=== Entries ===
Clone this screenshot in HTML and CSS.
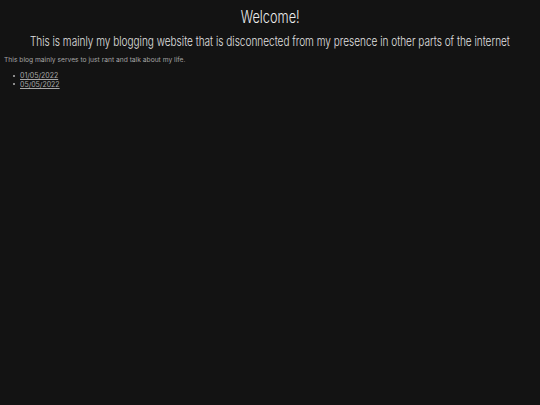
FILE: index.html
```html
<!DOCTYPE html>
<html lang="en">
<head>
<meta charset="utf-8">
<title>Welcome</title>
<link rel="stylesheet" href="styles.css">
</head>
<body class="page">
<header class="head">
<h1 class="title">Welcome!</h1>
<h2 class="subtitle">This is mainly my blogging website that is disconnected from my presence in other parts of the internet</h2>
</header>
<p class="intro">This blog mainly serves to just rant and talk about my life.</p>
<ul class="posts">
<li class="post"><a class="post-link" href="#">01/05/2022</a></li>
<li class="post"><a class="post-link" href="#">05/05/2022</a></li>
</ul>
</body>
</html>
```
FILE: styles.css
```css
html { background: #131313; }
.page {
  margin: 0;
  padding: 0 4px;
  background: #131313;
  color: #e6e6e6;
  font-family: Inter, "Noto Sans", sans-serif;
  overflow: hidden;
}
.head {
  display: flex;
  flex-direction: column;
  align-items: center;
}
.title {
  font-size: 17px;
  font-weight: 300;
  margin: 0;
  padding-top: 7px;
  line-height: 20px;
  transform: scaleX(0.75);
  white-space: nowrap;
  color: #ececec;
}
.subtitle {
  font-size: 13.3px;
  font-weight: 300;
  margin: 5.8px 0 0;
  line-height: 16px;
  transform: scaleX(0.755);
  white-space: nowrap;
  color: #e2e2e2;
}
.intro {
  font-size: 6.7px;
  color: #a4a4a4;
  margin: 7.5px 0 0;
  line-height: 9px;
}
.posts {
  font-size: 7px;
  line-height: 8.7px;
  margin: 6.8px 0 0;
  padding-left: 16px;
  list-style: none;
}
.post::before {
  content: "";
  display: inline-block;
  width: 2px;
  height: 2px;
  background: #b4b4b4;
  border-radius: 1px;
  margin: 0 5px 1px -7px;
  vertical-align: middle;
}
.post-link { color: #a8a8a8; }
```
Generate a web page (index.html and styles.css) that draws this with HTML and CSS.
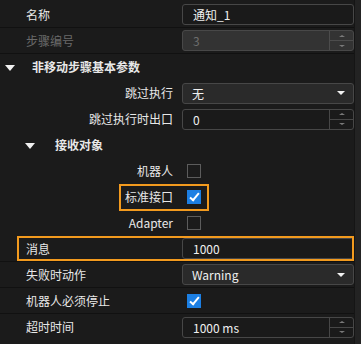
FILE: index.html
```html
<!DOCTYPE html>
<html lang="zh">
<head>
  <meta charset="UTF-8">
  <title>步骤属性</title>
  <link rel="stylesheet" href="styles.css">
</head>
<body>

<div class="panel">
  <div class="rows">

    <div class="row divided">
      <span class="label">名称</span>
      <div class="input">通知_1</div>
    </div>

    <div class="row divided">
      <span class="label disabled">步骤编号</span>
      <div class="spin disabled-box">
        <span class="value">3</span>
        <span class="spin-btns"><i class="up"></i><i class="down"></i></span>
      </div>
    </div>

    <div class="row section">
      <span class="caret"></span>
      <span class="title">非移动步骤基本参数</span>
    </div>

    <div class="row">
      <span class="label right">跳过执行</span>
      <div class="combo"><span class="value">无</span><i class="arrow"></i></div>
    </div>

    <div class="row">
      <span class="label right">跳过执行时出口</span>
      <div class="spin">
        <span class="value">0</span>
        <span class="spin-btns"><i class="up"></i><i class="down"></i></span>
      </div>
    </div>

    <div class="row section sub">
      <span class="caret"></span>
      <span class="title">接收对象</span>
    </div>

    <div class="row">
      <span class="label right">机器人</span>
      <div class="check-cell"><span class="checkbox"></span></div>
    </div>

    <div class="row">
      <span class="label right">标准接口</span>
      <div class="check-cell"><span class="checkbox checked"></span></div>
      <span class="highlight hl-check"></span>
    </div>

    <div class="row">
      <span class="label right">Adapter</span>
      <div class="check-cell"><span class="checkbox"></span></div>
    </div>

    <div class="row divided">
      <span class="label">消息</span>
      <div class="input">1000</div>
      <span class="highlight hl-row"></span>
    </div>

    <div class="row divided">
      <span class="label">失败时动作</span>
      <div class="combo"><span class="value">Warning</span><i class="arrow"></i></div>
    </div>

    <div class="row divided">
      <span class="label">机器人必须停止</span>
      <div class="check-cell"><span class="checkbox checked"></span></div>
    </div>

    <div class="row">
      <span class="label">超时时间</span>
      <div class="spin">
        <span class="value">1000 ms</span>
        <span class="spin-btns"><i class="up"></i><i class="down"></i></span>
      </div>
    </div>

  </div>
  <div class="scrollbar"></div>
</div>

</body>
</html>
```

FILE: styles.css
```css
body {
  margin: 0;
  padding: 0;
  background-color: #1b1b1b;
  font-family: "Noto Sans CJK SC", "Noto Sans", sans-serif;
  font-size: 12px;
  color: #e8e8e8;
}

.panel {
  display: flex;
  width: 361px;
  height: 344px;
  overflow: hidden;
}

.rows {
  width: 355px;
  padding-top: 2px;
}

.scrollbar {
  width: 6px;
  background-color: #232323;
  border-left: 1px solid #151515;
}

.row {
  position: relative;
  display: grid;
  grid-template-columns: 173px 172px;
  column-gap: 9px;
  align-items: center;
  height: 26px;
  box-sizing: border-box;
}

.row.divided {
  border-bottom: 1px solid #111;
}

.label {
  padding-left: 26px;
  white-space: nowrap;
  line-height: 16px;
}

.label.right {
  padding-left: 0;
  text-align: right;
}

.label.disabled {
  color: #6a6a6a;
}

/* section headers */
.row.section {
  display: flex;
  align-items: center;
  padding-left: 5px;
}

.row.section.sub {
  padding-left: 25px;
}

.caret {
  width: 0;
  height: 0;
  border-left: 5px solid transparent;
  border-right: 5px solid transparent;
  border-top: 6px solid #f0f0f0;
  margin-top: 1px;
}

.title {
  margin-left: 8px;
  line-height: 16px;
  font-weight: bold;
}

.row.section.sub .title {
  margin-left: 11px;
}

/* fields */
.input,
.combo,
.spin {
  display: flex;
  align-items: center;
  height: 21px;
  box-sizing: border-box;
  border: 1px solid #474747;
  border-radius: 3px;
  background-color: #1a1a1a;
  color: #f0f0f0;
  padding-left: 10px;
}

.combo {
  justify-content: space-between;
  background-color: #2a2a2a;
  padding-left: 9px;
  padding-right: 8px;
}

.arrow {
  width: 0;
  height: 0;
  border-left: 4px solid transparent;
  border-right: 4px solid transparent;
  border-top: 4px solid #f2f2f2;
}

.spin {
  justify-content: space-between;
  padding-right: 0;
}

.spin-btns {
  display: flex;
  flex-direction: column;
  width: 23px;
  height: 100%;
  border-left: 1px solid #474747;
}

.spin-btns i {
  flex: 1;
  display: flex;
  align-items: center;
  justify-content: center;
}

.spin-btns .up {
  border-bottom: 1px solid #474747;
}

.spin-btns .up::after,
.spin-btns .down::after {
  content: "";
  width: 0;
  height: 0;
  border-left: 3px solid transparent;
  border-right: 3px solid transparent;
}

.spin-btns .up::after {
  border-bottom: 2px solid #7a7a7a;
}

.spin-btns .down::after {
  border-top: 2px solid #7a7a7a;
}

.disabled-box {
  background-color: #333;
  border-color: #484848;
  color: #6e6e6e;
}

.disabled-box .spin-btns,
.disabled-box .spin-btns .up {
  border-color: #4c4c4c;
}

/* checkboxes */
.check-cell {
  padding-left: 5px;
  display: flex;
}

.checkbox {
  width: 14px;
  height: 14px;
  box-sizing: border-box;
  border: 1px solid #5c5c5c;
}

.checkbox.checked {
  border: none;
  background-color: #1c7fe3;
  position: relative;
}

.checkbox.checked::after {
  content: "";
  position: absolute;
  left: 5px;
  top: 1px;
  width: 3px;
  height: 8px;
  border-right: 2px solid #fff;
  border-bottom: 2px solid #fff;
  transform: rotate(40deg);
}

/* orange highlight frames */
.highlight {
  position: absolute;
  border: 2px solid #f29a1e;
  box-sizing: border-box;
  pointer-events: none;
}

.hl-check {
  left: 119px;
  top: 0;
  width: 90px;
  height: 27px;
}

.hl-row {
  left: 17px;
  top: 0;
  width: 337px;
  height: 25px;
}
```
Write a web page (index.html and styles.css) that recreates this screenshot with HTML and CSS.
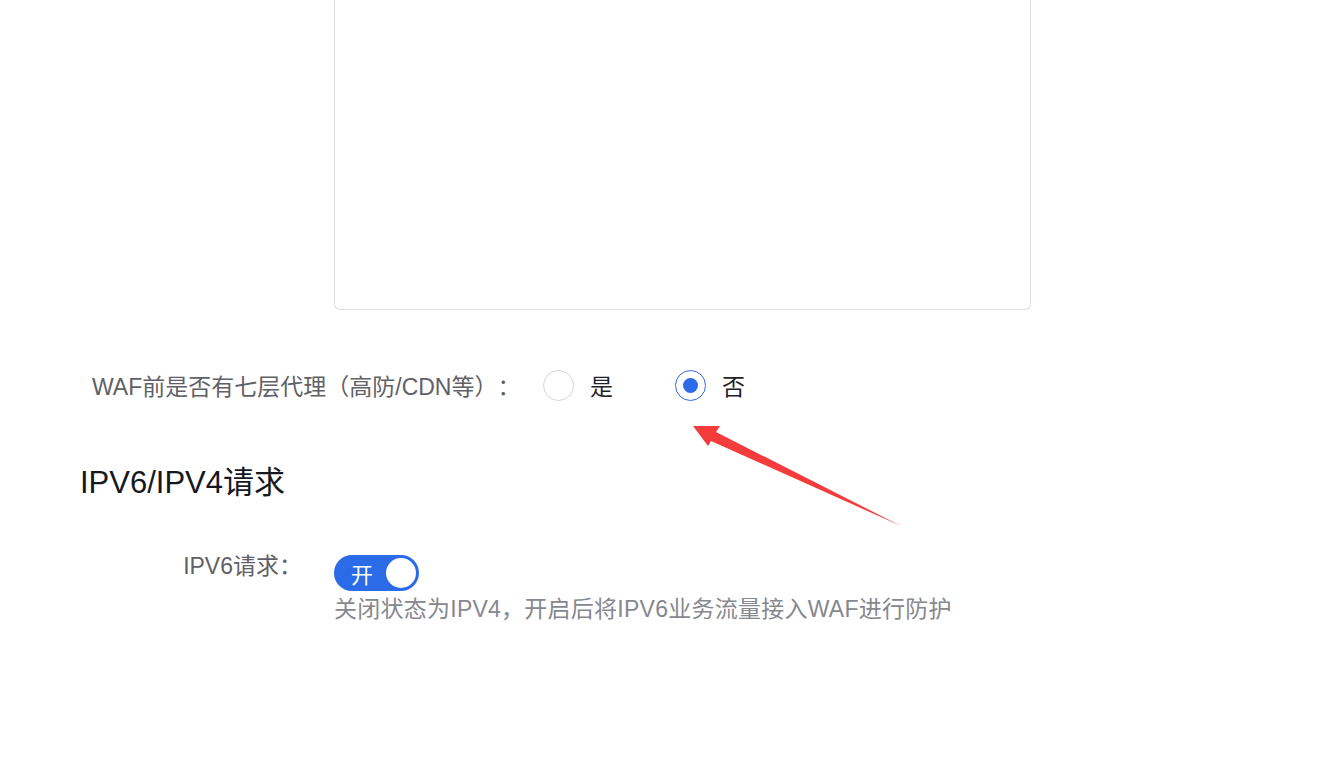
FILE: index.html
```html
<!DOCTYPE html>
<html lang="zh-CN">
<head>
<meta charset="utf-8">
<title>WAF</title>
<link rel="stylesheet" href="styles.css">
</head>
<body>
<div class="page">
  <div class="field-row">
    <div class="textarea-box"></div>
  </div>

  <div class="proxy-row">
    <span class="proxy-label">WAF前是否有七层代理（高防/CDN等）：</span>
    <label class="radio">
      <span class="radio-circle"></span>
      <span class="radio-text">是</span>
    </label>
    <label class="radio checked">
      <span class="radio-circle"><span class="radio-dot"></span></span>
      <span class="radio-text">否</span>
    </label>
  </div>

  <h2 class="section-title">IPV6/IPV4请求</h2>

  <div class="ipv6-row">
    <div class="ipv6-label">IPV6请求：</div>
    <div class="ipv6-control">
      <div class="switch">
        <span class="switch-text">开</span>
        <span class="switch-knob"></span>
      </div>
      <div class="hint">关闭状态为IPV4，开启后将IPV6业务流量接入WAF进行防护</div>
    </div>
  </div>
</div>

<svg class="arrow" width="1336" height="757" viewBox="0 0 1336 757">
  <polygon points="693,426 720,426 716,432 901,526 711,441 708,446" fill="#f53c3c"/>
</svg>
</body>
</html>
```

FILE: styles.css
```css
html, body {
  margin: 0;
  padding: 0;
  background: #ffffff;
}

body {
  font-family: "Liberation Sans", "Noto Sans CJK SC", sans-serif;
  text-spacing-trim: space-all;
  width: 1336px;
  height: 757px;
  overflow: hidden;
  position: relative;
}

.page {
  display: flex;
  flex-direction: column;
}

.field-row {
  padding-left: 334px;
}

.textarea-box {
  width: 695px;
  height: 309px;
  border: 1px solid #dcdfe6;
  border-top: none;
  border-radius: 0 0 6px 6px;
}

.proxy-row {
  display: flex;
  align-items: center;
  margin-top: 60px;
  padding-left: 92px;
  height: 30px;
}

.proxy-label {
  font-size: 23px;
  color: #5f6166;
  white-space: nowrap;
  width: 451px;
}

.radio {
  display: flex;
  align-items: center;
  margin-right: 62px;
}

.radio-circle {
  box-sizing: border-box;
  width: 31px;
  height: 31px;
  border-radius: 50%;
  border: 1px solid #d4d6da;
  display: flex;
  align-items: center;
  justify-content: center;
}

.radio.checked .radio-circle {
  border-color: #2b6be8;
}

.radio-dot {
  width: 15px;
  height: 15px;
  border-radius: 50%;
  background: #2b6be8;
}

.radio-text {
  font-size: 23px;
  color: #1f2329;
  margin-left: 16px;
}

.section-title {
  margin: 63px 0 0 80px;
  font-size: 31px;
  font-weight: normal;
  line-height: 40px;
  color: #15181d;
}

.ipv6-row {
  display: flex;
  margin-top: 52px;
}

.ipv6-label {
  width: 302px;
  padding-right: 32px;
  box-sizing: content-box;
  text-align: right;
  font-size: 23px;
  line-height: 22px;
  color: #5f6166;
  white-space: nowrap;
}

.ipv6-control {
  display: flex;
  flex-direction: column;
}

.switch {
  width: 85px;
  height: 36px;
  border-radius: 18px;
  background: #2b6be8;
  display: flex;
  align-items: center;
  justify-content: space-between;
  padding: 0 3px 0 17px;
  box-sizing: border-box;
}

.switch-text {
  color: #ffffff;
  font-size: 22px;
}

.switch-knob {
  width: 30px;
  height: 30px;
  border-radius: 50%;
  background: #ffffff;
}

.hint {
  margin-top: 3px;
  font-size: 23px;
  line-height: 30px;
  letter-spacing: 0.25px;
  color: #85888e;
  white-space: nowrap;
}

.arrow {
  position: absolute;
  left: 0;
  top: 0;
  pointer-events: none;
}
```
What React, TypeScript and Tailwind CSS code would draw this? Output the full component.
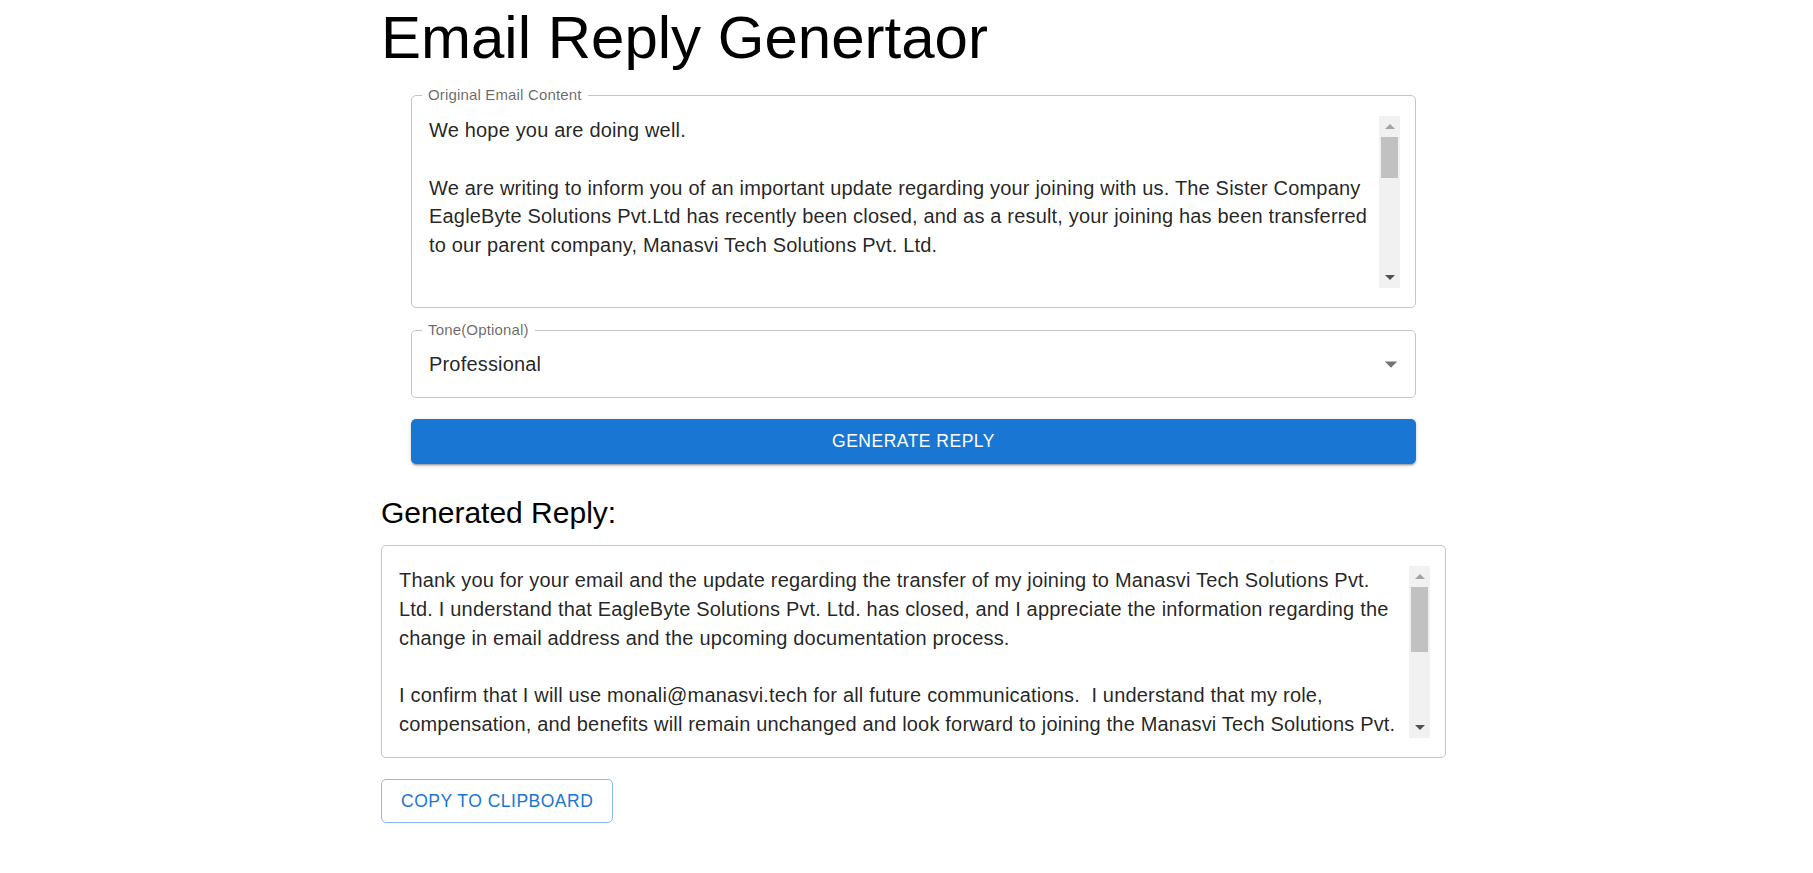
===
- [Aim]: Report the number of lines above containing the word "page", with no other text.

- [Written solution]: 6